We didn’t call it the kitchen in our house. We called it the Burns Unit.  

“It’s a bit burned,” my mother would say apologetically at every meal, presenting you with a piece of meat that looked like something — a much-loved pet perhaps — salvaged from a tragic house fire. “But I think I scraped off most of the burned part,” she would add, overlooking that this included every bit of it that had once been flesh. 

Bryson’s dad was a well-known sportswriter, which meant he was often away, on the road covering games. This gave young Bryson a chance to refine his own superpowers, discovered one day when, in his attic, he chanced upon an old sweater with a thunderbolt zapping across the front. He concluded that his parents weren’t really his parents; that he actually came from another planet and must learn to harness his superpowers to “zap morons.” Which he does often, leaving obnoxious bullies, overbearing teachers and pimple-faced carny operators lying in piles of incinerated ash.

Zapping morons is, arguably, something Bryson still does for a living on a regular basis. Though he does it with more subtlety and grace these days, using a word processor instead of a vaporizer inherited from Planet Electro. His books are gentle ruminations on the natural world, on people and places and history, interspersed with riotous, almost laser-like hits on things that are just plain stupid in his midst. Zapping morons works better when you couch your zingers in plainspoken passages, you see. Take his reminiscence on the old “Dick and Jane” reader books from primary school, for instance:

There was just one very odd thing about the Dick and Jane books. Whenever any of the characters spoke, they didn’t sound like humans.

“Here we are at the farm,” says Father in a typical passage as he bounds from the car (dressed, not incidentally, in a brown suit), then adds a touch robotically: “Hello, Grandmother. Here we are at the farm.”

“Hello,” responds Grandmother. “See who is here. It is my family. Look, look! Here is my family!”

“Oh, look! Here we are at the farm,” adds Dick, equally amazed to find himself in a rural setting inhabited by loved ones. He, too, seems to have a kind of mental stuck needle. “Here we are at the farm,” he goes on. “Here is Grandfather, too! Here we are at the farm.”

It was like this on every page. Every character talked exactly like people whose brains had been taken away. This troubled me for a long while.  

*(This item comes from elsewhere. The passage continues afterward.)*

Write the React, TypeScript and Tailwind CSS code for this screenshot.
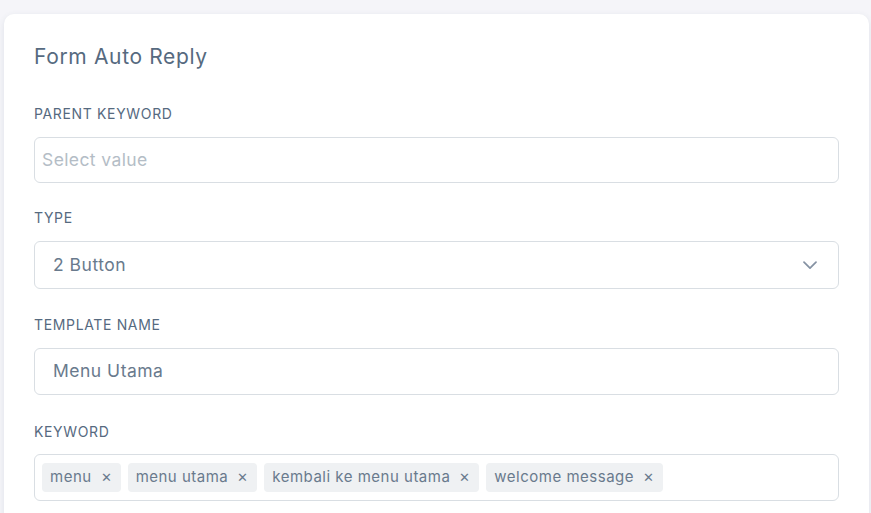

He concludes that Dick and Jane share certain traits with the pod people from Invasion of the Body Snatchers (one of the classic ‘50s sci-fi movies). Yet those were seemingly more innocent times. And if people didn’t spend a lot of time worrying about things they didn’t know about, who can blame them? Bryson is clear-eyed enough to recall that the American ‘50s were never actually benign. They just felt that way. And maybe they were, in comparison with today’s newfangled horrors. He remembers childhood, vividly, as a time of everyday tortures and scrapes. (“I knew pain the way you know it when it is fresh and interesting — the pain, for example, of a toasted marshmallow on the roof of your mouth when its interior is roughly the temperature of magma.”) A time when it was virtually impossible to get physically close to girls. (Bryson always seems to be away at his grandparents on the occasions when girls agree to ”show theirs” in some treehouse or other.) A time when Superman first encountered denizens of Bizarro World — the comic book planet where people do everything just the opposite of people on Earth.

He intersperses these gentle reminiscences with historical chapters that reveal the palpable insanity of the times: the development of the hydrogen bomb (which its developer, Edward Teller, envisioned using for mining and other commercial purposes, such as widening the Panama Canal); the selling of the Communist Menace hysteria by demagogues such as Sen. Joseph McCarthy; and the Cuban Missile Crisis, in which JFK tried to bluff Moscow, not realizing that missiles were already in place and pointed directly at US cities. Arguably, these chapters sit a bit awkwardly with the other, lighter chapters on newspaper routes and dentist visits. But this is what gives The Life and Times of The Thunderbolt Kid its historical perspective. While Bryson was busy being a kid, just enjoying life, he tells us, the strange, troubling world was going about its business, heedless of its attendant dangers. And the thing about the ‘50s was, most people were just like that Bryson kid: busy being prosperous, never questioning the government much, sure that things would continue soaring up, up and away.

A lot of water has passed under the bridge since then. While eight years of Bush leadership seems to have set America back at least 50 years, it has not returned the country to the kinder, gentler decade that Bryson summons up.

Rather, it is a stranger place, full of doubts and fears, with none of the charm and innocence that survivors of the ‘50s remember about their decade. To put it in superhero terms, it’s Bizarro World, all over again.